Biz hâlâ yaşıyorsak, hâlâ yazabiliyorsak, demek ki bir şeyler değişmeli.
Çünkü bu milletin alnındaki ter hâlâ silinmedi!
Ve unutma:
Bir gün yine gülecek bu topraklar,
çünkü kaderin de sabrı bir yere kadar…

 

 Uzun Ömürlü Olmak Bizim Suçumuz Mu?

Sabahın yedisinde yola çıktım…

Üç vasıta değiştirdim, üniversite hastanesine vardım.
Kan verdim, idrar verdim. İstanbul trafiği ayrı dert, milletin hali ayrı yara!
Ama asıl yorgunluk; bu ülkenin emeklisine yapılan haksızlık, duyarsızlık, vefasızlık...

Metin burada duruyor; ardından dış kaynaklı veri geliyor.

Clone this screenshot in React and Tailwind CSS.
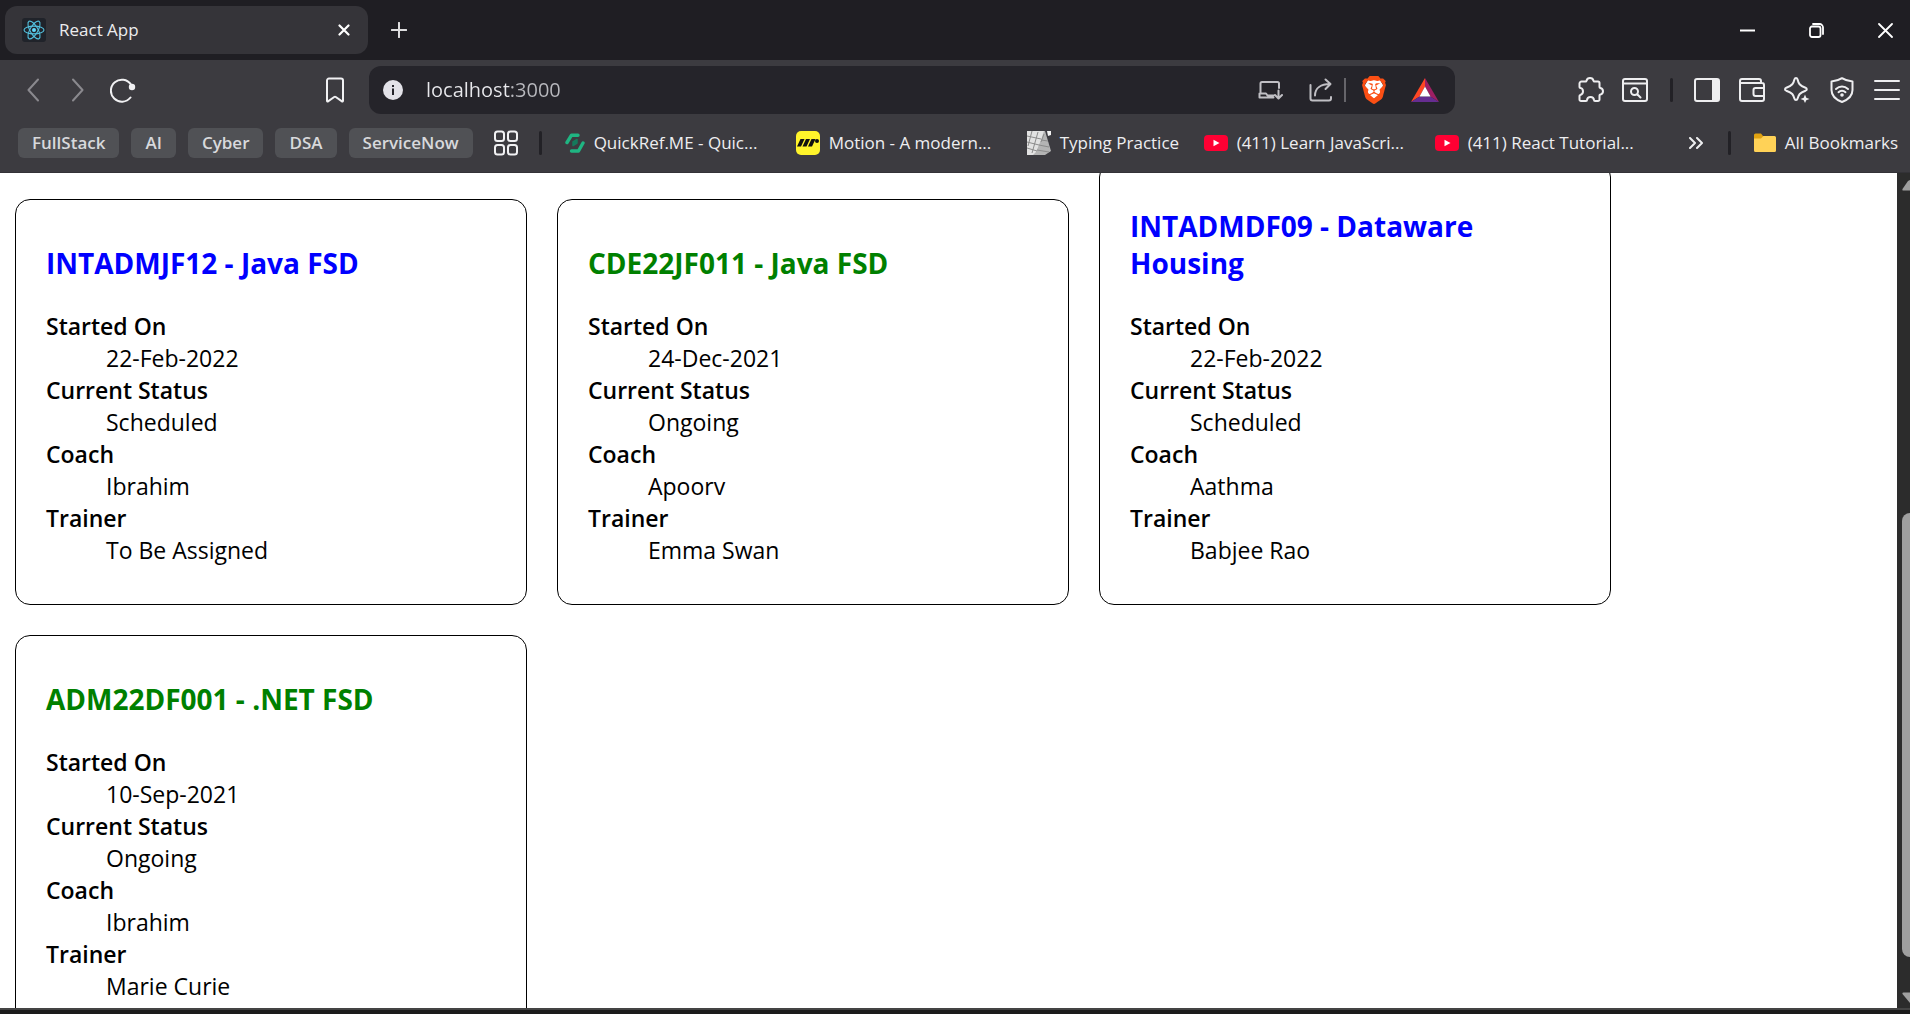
import React from "react";
import { SiBrave } from "react-icons/si";

const TAGS = ["FullStack", "AI", "Cyber", "DSA", "ServiceNow"];

const COHORTS = [
  { code: "INTADMJF12 - Java FSD", started: "22-Feb-2022", status: "Scheduled", coach: "Ibrahim", trainer: "To Be Assigned" },
  { code: "CDE22JF011 - Java FSD", started: "24-Dec-2021", status: "Ongoing", coach: "Apoorv", trainer: "Emma Swan" },
  { code: "INTADMDF09 - Dataware Housing", started: "22-Feb-2022", status: "Scheduled", coach: "Aathma", trainer: "Babjee Rao" },
  { code: "ADM22DF001 - .NET FSD", started: "10-Sep-2021", status: "Ongoing", coach: "Ibrahim", trainer: "Marie Curie" },
];

function Icon({ w = 26, h = 26, children, sw = 2, className = "" }) {
  return (
    <svg
      width={w}
      height={h}
      viewBox={`0 0 ${w} ${h}`}
      fill="none"
      stroke="currentColor"
      strokeWidth={sw}
      strokeLinecap="round"
      strokeLinejoin="round"
      className={`shrink-0 ${className}`}
      aria-hidden="true"
    >
      {children}
    </svg>
  );
}

function IconButton({ label, children, className = "" }) {
  return (
    <button type="button" aria-label={label} className={`flex shrink-0 items-center justify-center ${className}`}>
      {children}
    </button>
  );
}

function ReactLogo() {
  return (
    <svg width="24" height="24" viewBox="0 0 24 24" fill="none" stroke="#53c1de" strokeWidth="1.1" className="shrink-0" aria-hidden="true">
      <rect width="24" height="24" rx="3" fill="#20232a" stroke="none" />
      <circle cx="12" cy="12" r="2" fill="#61dafb" stroke="none" />
      <ellipse cx="12" cy="12" rx="10" ry="3.9" />
      <ellipse cx="12" cy="12" rx="10" ry="3.9" transform="rotate(60 12 12)" />
      <ellipse cx="12" cy="12" rx="10" ry="3.9" transform="rotate(120 12 12)" />
    </svg>
  );
}

function TabStrip() {
  return (
    <header className="flex h-[60px] shrink-0 items-center justify-between bg-[#1f1e23] pr-[17px] pl-[5px]">
      <div className="flex items-center gap-[23px]">
        <div className="flex h-12 w-[363px] items-center rounded-xl bg-[#353439] pr-[18px] pl-[17px]">
          <ReactLogo />
          <span className="ml-[13px] flex-1 text-[17px] text-[#ececee]">React App</span>
          <IconButton label="Close tab">
            <Icon w={12} h={12} sw={2.2} className="text-white">
              <path d="M1.5 1.5l9 9M10.5 1.5l-9 9" />
            </Icon>
          </IconButton>
        </div>
        <IconButton label="New tab">
          <Icon w={16} h={16} className="text-[#dededf]">
            <path d="M8 .8v14.4M.8 8h14.4" />
          </Icon>
        </IconButton>
      </div>
      <div className="flex items-center gap-[54px] text-white">
        <IconButton label="Minimize">
          <Icon w={15} h={15}>
            <path d="M1 7.5h13" strokeLinecap="square" />
          </Icon>
        </IconButton>
        <IconButton label="Restore">
          <Icon w={15} h={15} sw={1.8}>
            <rect x="1" y="3.5" width="10.5" height="10.5" rx="2" />
            <path d="M4 1h6.500A3.500 3.500 0 0 1 14 4.500V11" />
          </Icon>
        </IconButton>
        <IconButton label="Close window">
          <Icon w={15} h={15} sw={1.8}>
            <path d="M1 1l13 13M14 1L1 14" />
          </Icon>
        </IconButton>
      </div>
    </header>
  );
}

function AddressBar() {
  return (
    <div className="flex h-12 flex-1 items-center rounded-xl bg-[#25242a] pr-4 pl-[14px]">
      <IconButton label="View site information">
        <svg width="20" height="20" viewBox="0 0 20 20" className="shrink-0" aria-hidden="true">
          <circle cx="10" cy="10" r="10" fill="#e3e2e8" />
          <rect x="9" y="5" width="2" height="2" fill="#25242a" />
          <rect x="9" y="8.5" width="2" height="6.5" fill="#25242a" />
        </svg>
      </IconButton>
      <input
        type="text"
        aria-label="Address"
        defaultValue="localhost:3000"
        className="ml-[23px] min-w-0 flex-1 bg-[linear-gradient(to_right,#e8e8ec_85px,#b9b9be_85px)] bg-clip-text text-[20px] text-transparent outline-none"
      />
      <IconButton label="Install app" className="text-[#c0bfc4]">
        <Icon w={25} h={20}>
          <path d="M2.500 13V3.500A1.500 1.500 0 0 1 4 2h15.500A1.500 1.500 0 0 1 21 3.500V8M1.500 13.500H8l1.500 2h6M1.500 13.500v4h14M20.500 10.500v7.500M17 15l3.500 3.500L24 15" />
        </Icon>
      </IconButton>
      <IconButton label="Share" className="ml-[26px] text-[#c0bfc4]">
        <Icon w={24} h={24}>
          <path d="M1.500 7v13.500A2 2 0 0 0 3.500 22.500h16.500A2 2 0 0 0 22 20.500V19M6 17.500C6 10 12 6 21 6M16.500 1.500L21.500 6l-5 5" />
        </Icon>
      </IconButton>
      <span className="ml-[11px] h-6 w-0.5 bg-[#66656a]" />
      <IconButton label="Brave Shields" className="ml-[14px]">
        <span className="grid h-7 w-7 place-items-center">
          <svg width="18" height="22" viewBox="0 0 18 22" className="col-start-1 row-start-1" aria-hidden="true">
            <path d="M3 1h12l3 5-2 10-7 5-7-5L0 6z" fill="#fff" />
          </svg>
          <SiBrave className="z-10 col-start-1 row-start-1 h-7 w-7 text-[#fb4f14]" />
        </span>
      </IconButton>
      <IconButton label="Brave Rewards" className="ml-[23px]">
        <svg width="28" height="24" viewBox="0 0 28 24" className="shrink-0" aria-hidden="true">
          <path d="M14 0v8.500L8.500 18.500 0 24z" fill="#ff4724" />
          <path d="M14 0l14 24-8.500-5.500L14 8.500z" fill="#9e1f63" />
          <path d="M0 24l8.500-5.500h11L28 24z" fill="#662d91" />
          <path d="M14 8.500l5.500 10h-11z" fill="#fff" />
        </svg>
      </IconButton>
    </div>
  );
}

function Toolbar() {
  return (
    <nav aria-label="Browser toolbar" className="flex h-[60px] shrink-0 items-center bg-[#3c3b40]">
      <div className="flex w-[369px] items-center pr-[25px] pl-[27px]">
        <IconButton label="Back" className="text-[#8a898e]">
          <Icon w={12} h={24}>
            <path d="M11 1.500L1.500 12 11 22.500" />
          </Icon>
        </IconButton>
        <IconButton label="Forward" className="ml-[33px] text-[#8a898e]">
          <Icon w={12} h={24}>
            <path d="M1 1.500L10.500 12 1 22.500" />
          </Icon>
        </IconButton>
        <IconButton label="Reload" className="ml-[26px] text-[#f1f1f3]">
          <Icon w={26} h={26}>
            <path d="M21 7.500A11 11 0 1 0 20.500 20.500" />
            <circle cx="22" cy="10" r="3.200" fill="currentColor" stroke="none" />
          </Icon>
        </IconButton>
        <IconButton label="Bookmark this page" className="ml-auto text-[#f1f1f3]">
          <Icon w={18} h={26}>
            <path d="M3 1.500h12A2 2 0 0 1 17 3.500V24a.6.6 0 0 1-1 .4L9.800 20a1.400 1.400 0 0 0-1.600 0L2 24.400a.6.6 0 0 1-1-.4V3.500A2 2 0 0 1 3 1.500z" />
          </Icon>
        </IconButton>
      </div>
      <AddressBar />
      <div className="flex w-[455px] items-center justify-end pr-[10px] text-[#eeeef0]">
        <IconButton label="Extensions">
          <Icon>
            <path d="M4 4.500h3.500a1 1 0 0 0 1-.8C8.900 2 10.200 1 12 1s3.100 1 3.500 2.700a1 1 0 0 0 1 .8H20A1.500 1.500 0 0 1 21.500 6v4a1 1 0 0 0 .8 1c1.700.4 2.700 1.600 2.700 3.300s-1 2.900-2.700 3.300a1 1 0 0 0-.8 1v4a1.500 1.500 0 0 1-1.500 1.500h-3a1 1 0 0 1-1-1c-.2-1.800-1.500-3-3.500-3s-3.300 1.200-3.500 3a1 1 0 0 1-1 1H3A1.500 1.500 0 0 1 1.500 22.600V19a1 1 0 0 1 .8-1C4 17.600 5 16 5 14.300s-1-3-2.700-3.400a1 1 0 0 1-.8-1V6.500a2 2 0 0 1 2-2z" />
          </Icon>
        </IconButton>
        <IconButton label="Search this page" className="ml-[18px]">
          <Icon>
            <rect x="1" y="2" width="24" height="22" rx="2" />
            <path d="M1.500 6.500h23" />
            <circle cx="12.500" cy="14.500" r="3.500" />
            <path d="M15.500 17.500l3 3" />
          </Icon>
        </IconButton>
        <span className="ml-[22px] h-6 w-[3px] rounded bg-[#222126]" />
        <IconButton label="Sidebar" className="ml-[21px]">
          <Icon>
            <rect x="1" y="2" width="24" height="22" rx="2" />
            <path d="M18 2h6a1 1 0 0 1 1 1v20a1 1 0 0 1-1 1h-6z" fill="currentColor" stroke="none" />
          </Icon>
        </IconButton>
        <IconButton label="Wallet" className="ml-[19px]">
          <Icon>
            <path d="M22 6V4a2 2 0 0 0-2-2H3a2 2 0 0 0-2 2v18a2 2 0 0 0 2 2h20a2 2 0 0 0 2-2V8a2 2 0 0 0-2-2H1.500M25 11h-8.500a2 2 0 0 0-2 2v4a2 2 0 0 0 2 2H25" />
          </Icon>
        </IconButton>
        <IconButton label="Leo AI" className="ml-[19px]">
          <Icon>
            <path d="M12 1c.8 0 1.300.6 1.500 1.300C14.500 6.500 15.500 8.500 21.500 10.700c1.700.7 1.700 2.300 0 3C15.500 16 14.700 17.500 13.500 21.800c-.4 1.600-2.600 1.600-3 0C9.300 17.500 8.500 16 2.300 13.700c-1.700-.7-1.700-2.300 0-3C8.300 8.500 9.500 6.500 10.500 2.300 10.700 1.600 11.200 1 12 1z" />
            <path d="M21 17.500l1.300 3.200 3.200 1.300-3.200 1.300L21 26l-1.300-2.700L16.500 22l3.200-1.300z" fill="currentColor" stroke="none" />
          </Icon>
        </IconButton>
        <IconButton label="VPN" className="ml-5">
          <Icon w={24} h={26}>
            <path d="M12 1.200c3 2 6.500 3 10.500 3.300V13c0 5.500-4 9.500-10.500 12C5.500 22.500 1.500 18.500 1.500 13V4.500C5.500 4.200 9 3.200 12 1.200z" />
            <path d="M6 12c3.500-3.200 8.500-3.200 12 0M8.500 15.200c2-1.800 5-1.800 7 0" />
            <circle cx="12" cy="18" r="1.800" fill="currentColor" stroke="none" />
          </Icon>
        </IconButton>
        <IconButton label="Menu" className="ml-5">
          <Icon>
            <path d="M1 4h24M1 13h24M1 22h24" />
          </Icon>
        </IconButton>
      </div>
    </nav>
  );
}

function YouTubeIcon() {
  return (
    <svg width="24" height="24" viewBox="0 0 24 24" className="shrink-0" aria-hidden="true">
      <rect y="4" width="24" height="16" rx="4" fill="#ff0033" />
      <path d="M9.500 8.700v6.600l6-3.300z" fill="#fff" />
    </svg>
  );
}

function QuickRefIcon() {
  return (
    <svg width="20" height="24" viewBox="0 0 20 24" className="shrink-0" aria-hidden="true" strokeLinecap="round" strokeLinejoin="round" fill="none">
      <path d="M13 4.200H6.500L2 11.500" stroke="#1fb582" strokeWidth="3.400" />
      <path d="M6.500 20H13.500L18 12" stroke="#1fb582" strokeWidth="3.400" />
      <path d="M8 14.500V11l4-2.500V12z" fill="#157a5c" stroke="#157a5c" strokeWidth="1.500" />
    </svg>
  );
}

function MotionIcon() {
  return (
    <svg width="24" height="24" viewBox="0 0 24 24" className="shrink-0" aria-hidden="true">
      <rect width="24" height="24" rx="5" fill="#fff42b" />
      <path d="M4.500 8h4L5 15.500H1zM10 8h4l-3.500 7.500h-4zM15.500 8h4L16 15.500h-4z" fill="#111" />
      <circle cx="21" cy="10" r="2" fill="#111" />
    </svg>
  );
}

function TypingIcon() {
  return (
    <svg width="24" height="24" viewBox="0 0 24 24" className="shrink-0" aria-hidden="true">
      <path d="M0 0h18l6 20-6 4H0z" fill="#b4b4b4" />
      <path d="M0 0h17l-3 9-5 12-3 3H0z" fill="#e2e2e2" />
      <path d="M0 5l14 3M0 11l12 3M0 17l10 3M5 0L1 15M11 1L5 22M14 9l7 1M12 14l10 2M10 19l12 2M17 3l-3 8" stroke="#8b8b8b" strokeWidth="1" fill="none" />
      <path d="M20 0h4v4l-3 1z" fill="#f2f2f2" />
    </svg>
  );
}

function BookmarkLink({ icon, children, className = "w-[200px]" }) {
  return (
    <a href="#" className={`flex shrink-0 items-center whitespace-nowrap text-[17px] text-[#eeeef0] ${className}`}>
      {icon}
      <span className="ml-[9px]">{children}</span>
    </a>
  );
}

function BookmarksBar() {
  return (
    <nav aria-label="Bookmarks" className="flex h-[53px] shrink-0 items-center border-b border-[#333237] bg-[#3c3b40] pr-3 pb-1.5 pl-[18px]">
      <div className="flex gap-3">
        {TAGS.map((tag) => (
          <button key={tag} type="button" className="h-[30px] rounded-md bg-[#505155] px-[14px] text-[17px] font-semibold text-[#d8d9dc]">
            {tag}
          </button>
        ))}
      </div>
      <IconButton label="All tabs" className="ml-[21px] text-[#f1f1f3]">
        <Icon w={24} h={26}>
          <rect x="1" y="1.5" width="9" height="9.5" rx="2.5" />
          <rect x="14" y="1.5" width="9" height="9.5" rx="2.5" />
          <rect x="1" y="15" width="9" height="9.5" rx="2.5" />
          <rect x="14" y="15" width="9" height="9.5" rx="2.5" />
        </Icon>
      </IconButton>
      <span className="ml-[21px] h-6 w-[3px] rounded bg-[#222126]" />
      <div className="ml-[23px] flex flex-1 items-center gap-[31px]">
        <BookmarkLink icon={<QuickRefIcon />}>QuickRef.ME - Quic...</BookmarkLink>
        <BookmarkLink icon={<MotionIcon />}>Motion - A modern...</BookmarkLink>
        <BookmarkLink icon={<TypingIcon />} className="w-[146px]">Typing Practice</BookmarkLink>
        <BookmarkLink icon={<YouTubeIcon />}>(411) Learn JavaScri...</BookmarkLink>
        <BookmarkLink icon={<YouTubeIcon />}>(411) React Tutorial...</BookmarkLink>
      </div>
      <IconButton label="More bookmarks" className="mr-[25px] text-[#eeeef0]">
        <Icon w={14} h={12}>
          <path d="M1 1l5 5-5 5M8 1l5 5-5 5" />
        </Icon>
      </IconButton>
      <span className="mr-[23px] h-6 w-[3px] rounded bg-[#222126]" />
      <BookmarkLink
        className=""
        icon={
          <svg width="22" height="20" viewBox="0 0 22 20" aria-hidden="true">
            <path d="M0 2a1.500 1.500 0 0 1 1.500-1.500H7L9 3h11v8H0z" fill="#e0a211" />
            <path d="M0 5.500h7L9.500 3H20.500A1.500 1.500 0 0 1 22 4.500v13a1.500 1.500 0 0 1-1.500 1.500h-19A1.500 1.500 0 0 1 0 17.500z" fill="#ffd257" />
          </svg>
        }
      >
        All Bookmarks
      </BookmarkLink>
    </nav>
  );
}

function CohortCard({ cohort }) {
  const color = cohort.status === "Ongoing" ? "text-[#008000]" : "text-[#0000ff]";
  return (
    <article className="w-[512px] rounded-[15px] border border-black px-[30px] pt-[45px] pb-[38px] text-black">
      <h3 className={`text-[28px] leading-[37px] font-bold ${color}`}>{cohort.code}</h3>
      <dl className="mt-7 text-[23px] leading-8">
        <dt className="font-semibold">Started On</dt>
        <dd className="ml-[60px]">{cohort.started}</dd>
        <dt className="font-semibold">Current Status</dt>
        <dd className="ml-[60px]">{cohort.status}</dd>
        <dt className="font-semibold">Coach</dt>
        <dd className="ml-[60px]">{cohort.coach}</dd>
        <dt className="font-semibold">Trainer</dt>
        <dd className="ml-[60px]">{cohort.trainer}</dd>
      </dl>
    </article>
  );
}

function Scrollbar() {
  return (
    <div className="flex w-[13px] shrink-0 flex-col overflow-hidden bg-[#2c2c2c] pt-[7px] pb-[5px] pl-[5px]" aria-hidden="true">
      <svg width="16" height="11" viewBox="0 0 16 11" className="shrink-0">
        <path d="M8 0l7.500 9q.5 1.500-1 1.500h-13q-1.500 0-1-1.500L6 1z" fill="#9f9f9f" />
      </svg>
      <div className="flex w-4 flex-1 flex-col">
        <div className="flex-[322]" />
        <div className="flex-[444] rounded-lg bg-[#9f9f9f]" />
        <div className="flex-[35]" />
      </div>
      <svg width="16" height="11" viewBox="0 0 16 11" className="shrink-0">
        <path d="M8 11L.5 2Q0 .5 1.500.5h13q1.500 0 1 1.500L10 10z" fill="#9f9f9f" />
      </svg>
    </div>
  );
}

export default function App() {
  return (
    <div className="flex h-screen flex-col overflow-hidden bg-white font-['Segoe_UI','Open_Sans',sans-serif]">
      <TabStrip />
      <Toolbar />
      <BookmarksBar />
      <div className="flex min-h-0 flex-1">
        <main className="min-w-0 flex-1 overflow-hidden px-[15px]">
          <div className="-mt-[11px] flex flex-wrap items-end gap-[30px]">
            {COHORTS.map((cohort) => (
              <CohortCard key={cohort.code} cohort={cohort} />
            ))}
          </div>
        </main>
        <Scrollbar />
      </div>
      <div className="h-[6px] shrink-0 border-t-2 border-[#444444] bg-[#1b1b1b]" />
    </div>
  );
}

Sosyal medyada konuşuyorlar:
“Enflasyonun sebebi emekliler!”
Biri çıkıyor, “Sebep ölmüyorlar!” diyor.
Pes vallahi!
Uzun ömürlü olmak bizim suçumuz mu kardeşim?
Yüce Rabbim o fırsatı yaşam olarak bize sunuyor, size ne oluyor?

Bir düşünün…
Bir insan ömrünün 25-30 yılını alın teriyle geçiriyor.
Kimi kömür ocağında, yerin metrelerce altında; kimi tezgâh başında, kimi özgürlüğünü vererek çalışıyor.
Gün geliyor, yaşını dolduruyor, primini tamamlıyor…
Ama emekli olduğunda “yük” gibi görülüyor!

Verdikleri üç kuruş emekli maaşıyla pazara gidiyorsun,
boş fileyle geri dönüyorsun!
Bir çay ocağında iki çay içtim, 60 lira!
Soruyorum: 20 bin lira maaşla ne yapacaksın?
Ev kirasını mı ödeyeceksin,
gıdanı mı alacaksın,
elektrik, doğalgaz, telefon parasını mı vereceksin?
Bunların hepsini yapabilmen için sihirbaz olman lazım!

Ama biz sihirbaz değiliz…
Biz bu ülkenin alın teriyiz, emeğiyiz, vicdanıyız!
Bugün hâlâ nefes alabiliyorsak, bu topraklara bir dua, bir emek bıraktığımız içindir.

Ve unutmayın;
Yaşamak suç değil, yaşatmak görevimizdir!